Beyond just preventing collapse (which is the ultimate strength limit state), prestressed concrete design heavily focuses on serviceability limit states. These refer to the conditions under which the structure remains functional and aesthetically acceptable during its normal use. For prestressed concrete, this often means controlling deflections and preventing cracking. Because prestressing introduces an internal compression that counteracts tensile stresses, it significantly reduces or even eliminates cracking under service loads. This leads to more durable structures, as it prevents corrosive agents from penetrating the concrete.

Moreover, controlling deflections is critical, especially in buildings with sensitive equipment or long spans. Prestressed concrete members can be designed to have a controlled upward camber (deflection) under their own weight and prestressing force, which helps to counteract the downward deflection caused by the applied loads. This results in much flatter and more predictable deflections compared to traditional reinforced concrete. Design codes provide specific limits for deflections and crack widths that must be satisfied. The ability to fine-tune these aspects through prestressing is one of its most significant advantages.

Ultimate Strength Design

While serviceability is a major focus, prestressed concrete design also needs to ensure the structure can withstand extreme loads without failure – the ultimate strength limit state. This involves analyzing the member's capacity under factored loads, considering the combined effects of the concrete's compressive strength and the tensile strength of the prestressing steel.
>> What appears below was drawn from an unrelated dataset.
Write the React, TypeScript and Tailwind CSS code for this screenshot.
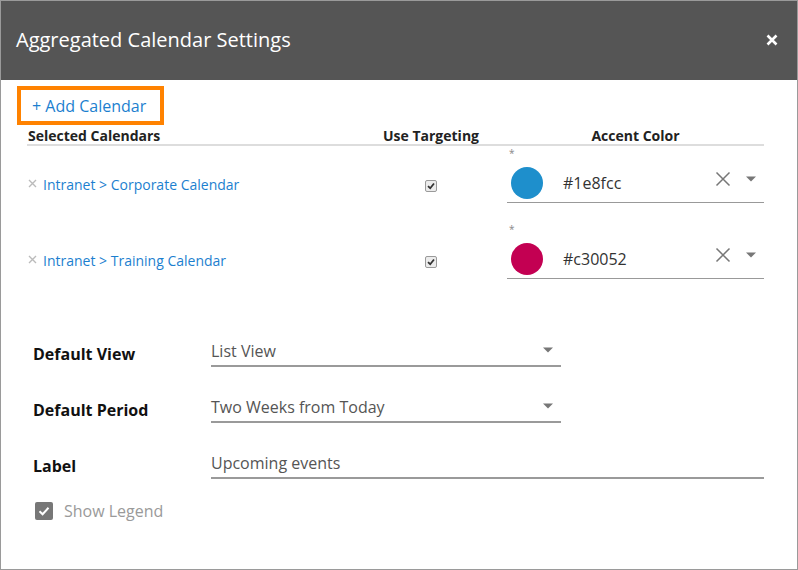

Design codes provide methods for calculating the ultimate moment capacity, shear capacity, and other strength requirements.

In prestressed members, the high-strength tendons contribute significantly to the ultimate strength. The design process ensures that there is adequate ductility and that failure occurs in a controlled manner, typically by yielding of the steel or crushing of the concrete, rather than brittle failure. The stress distribution under ultimate load conditions is analyzed, taking into account the effective prestress force remaining after all losses. This ensures that the structure is safe under the most severe loading scenarios it might encounter. It’s a complex interplay of forces and material properties, all aimed at building structures that are robust and reliable under all conditions.
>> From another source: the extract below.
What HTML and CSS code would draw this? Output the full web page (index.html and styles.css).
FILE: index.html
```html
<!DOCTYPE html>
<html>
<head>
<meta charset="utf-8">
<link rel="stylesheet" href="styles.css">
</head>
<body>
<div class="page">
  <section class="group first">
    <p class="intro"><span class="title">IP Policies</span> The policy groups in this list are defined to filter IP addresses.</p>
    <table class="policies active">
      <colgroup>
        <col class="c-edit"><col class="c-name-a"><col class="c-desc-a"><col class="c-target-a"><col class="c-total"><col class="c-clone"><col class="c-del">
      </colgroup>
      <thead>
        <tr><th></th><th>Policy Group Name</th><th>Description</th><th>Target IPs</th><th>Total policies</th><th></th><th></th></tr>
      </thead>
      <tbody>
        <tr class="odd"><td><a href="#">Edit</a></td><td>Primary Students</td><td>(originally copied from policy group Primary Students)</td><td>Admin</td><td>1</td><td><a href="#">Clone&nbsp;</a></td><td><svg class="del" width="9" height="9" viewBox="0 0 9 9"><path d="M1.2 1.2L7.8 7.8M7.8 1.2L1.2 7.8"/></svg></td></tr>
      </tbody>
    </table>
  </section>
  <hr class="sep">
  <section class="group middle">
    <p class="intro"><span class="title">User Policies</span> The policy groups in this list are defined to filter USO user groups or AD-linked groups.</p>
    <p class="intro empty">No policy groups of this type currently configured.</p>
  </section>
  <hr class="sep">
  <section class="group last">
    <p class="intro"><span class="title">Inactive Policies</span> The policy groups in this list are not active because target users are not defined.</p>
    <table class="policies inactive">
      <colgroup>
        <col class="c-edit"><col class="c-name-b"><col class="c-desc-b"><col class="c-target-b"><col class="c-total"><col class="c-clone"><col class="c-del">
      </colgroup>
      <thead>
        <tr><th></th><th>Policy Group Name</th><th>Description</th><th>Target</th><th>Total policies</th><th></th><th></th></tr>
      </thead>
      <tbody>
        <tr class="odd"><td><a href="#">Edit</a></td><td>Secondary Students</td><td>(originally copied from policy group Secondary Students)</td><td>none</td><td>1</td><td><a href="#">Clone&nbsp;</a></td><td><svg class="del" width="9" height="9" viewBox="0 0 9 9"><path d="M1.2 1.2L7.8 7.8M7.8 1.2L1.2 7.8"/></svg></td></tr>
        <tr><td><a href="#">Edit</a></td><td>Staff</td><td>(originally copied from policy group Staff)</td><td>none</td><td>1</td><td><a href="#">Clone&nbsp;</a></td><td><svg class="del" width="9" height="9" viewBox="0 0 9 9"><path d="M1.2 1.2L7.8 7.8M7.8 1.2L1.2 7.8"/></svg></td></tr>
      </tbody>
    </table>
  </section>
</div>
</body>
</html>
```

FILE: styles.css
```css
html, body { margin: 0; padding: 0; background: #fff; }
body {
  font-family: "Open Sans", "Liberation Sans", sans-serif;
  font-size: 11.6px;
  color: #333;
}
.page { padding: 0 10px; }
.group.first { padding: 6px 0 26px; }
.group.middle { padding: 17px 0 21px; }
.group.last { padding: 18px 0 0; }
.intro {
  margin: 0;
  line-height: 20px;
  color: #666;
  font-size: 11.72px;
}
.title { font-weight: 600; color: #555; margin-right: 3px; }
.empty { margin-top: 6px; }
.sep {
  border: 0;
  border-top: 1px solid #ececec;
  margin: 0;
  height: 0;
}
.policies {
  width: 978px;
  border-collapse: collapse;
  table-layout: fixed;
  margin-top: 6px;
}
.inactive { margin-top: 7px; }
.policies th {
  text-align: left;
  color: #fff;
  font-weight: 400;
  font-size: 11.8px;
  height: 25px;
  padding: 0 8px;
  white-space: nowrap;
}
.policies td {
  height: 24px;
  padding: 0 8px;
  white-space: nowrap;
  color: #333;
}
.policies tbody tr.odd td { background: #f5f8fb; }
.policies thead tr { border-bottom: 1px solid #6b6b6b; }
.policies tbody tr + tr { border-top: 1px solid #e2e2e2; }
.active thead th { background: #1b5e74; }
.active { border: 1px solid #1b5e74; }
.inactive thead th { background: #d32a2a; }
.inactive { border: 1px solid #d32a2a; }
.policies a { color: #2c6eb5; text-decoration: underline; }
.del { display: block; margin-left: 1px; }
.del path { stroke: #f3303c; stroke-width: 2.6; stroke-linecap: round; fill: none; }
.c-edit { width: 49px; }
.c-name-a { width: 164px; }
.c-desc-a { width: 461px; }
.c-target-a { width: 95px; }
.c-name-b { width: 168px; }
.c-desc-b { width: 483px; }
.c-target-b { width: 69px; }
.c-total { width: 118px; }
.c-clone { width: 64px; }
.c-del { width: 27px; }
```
The Role of Textbooks and Resources

For anyone diving into prestressed concrete design, whether you're a student, a seasoned engineer, or just plain curious, having the right resources is absolutely key. The principles and calculations involved can be complex, and that's where a good prestressed concrete design book becomes your best friend. These books are not just collections of formulas; they are carefully crafted guides that explain the 'why' behind the 'how'. They break down intricate concepts into digestible pieces, often using diagrams, worked examples, and case studies to illustrate practical applications.

Think of a well-written textbook as your personal tutor. It will walk you through the theoretical underpinnings, introduce you to the relevant design codes (like ACI or Eurocode), and show you how to apply them. You'll find detailed explanations of stress-strain relationships, loss calculations, deflection analyses, and ultimate strength checks. Many books also cover the different types of prestressing systems, the properties of materials used, and the construction methods involved. They are invaluable for problem-solving and for developing that all-important engineering intuition. Access to reliable and up-to-date design codes and their interpretations, as found in these authoritative texts, is non-negotiable for safe and compliant design. So, investing in a good set of reference materials or a comprehensive textbook is definitely one of the smartest moves you can make when tackling prestressed concrete.

Future Trends and Innovations

The field of prestressed concrete design is far from static, guys. Like any area of engineering, it’s constantly evolving, driven by the need for more efficient, sustainable, and resilient structures. Engineers and researchers are always pushing the boundaries, exploring new materials, construction techniques, and design methodologies.

One significant area of development is the use of advanced materials. This includes higher-strength concrete and steel tendons, which allow for even more slender and efficient designs. There's also growing interest in fiber-reinforced polymers (FRPs) as an alternative to steel tendons. FRPs are lighter, non-corrosive, and have excellent strength-to-weight ratios, offering potential benefits in terms of durability and reduced maintenance, especially in aggressive environments. However, their different material properties, particularly their linear elastic behavior up to failure, require careful consideration in design.

Smart structures are another exciting frontier. Imagine bridges or buildings embedded with sensors that can monitor their own structural health in real-time. This allows for early detection of damage, proactive maintenance, and improved safety. Prestressed elements can be designed to incorporate these sensing technologies seamlessly.

Furthermore, there's a continuous drive towards more sustainable construction practices. This includes optimizing material usage, reducing embodied energy, and designing for durability and longevity. Prestressed concrete, with its ability to create efficient structures that last longer, already contributes to sustainability, and ongoing research aims to enhance this further. This might involve using recycled materials in concrete mixes or developing more energy-efficient prestressing techniques. The goal is always to build better, safer, and more environmentally friendly structures for the future, and prestressed concrete will undoubtedly play a vital role in achieving that.

Conclusion

So, there you have it, a deep dive into the fascinating world of prestressed concrete design! We've explored how this ingenious technique uses pre-compression to overcome concrete's inherent weakness in tension, leading to more efficient, durable, and aesthetically versatile structures. From the fundamental principles of pre-tensioning and post-tensioning to the critical design considerations like force losses, serviceability, and ultimate strength, it's clear that prestressed concrete is a sophisticated engineering marvel. The continuous innovation in materials and techniques ensures that it will remain at the forefront of structural engineering for years to come. Whether you're designing towering skyscrapers, expansive bridges, or even smaller architectural elements, understanding prestressed concrete is a game-changer. Keep learning, keep building, and remember the power of a well-placed compressive force!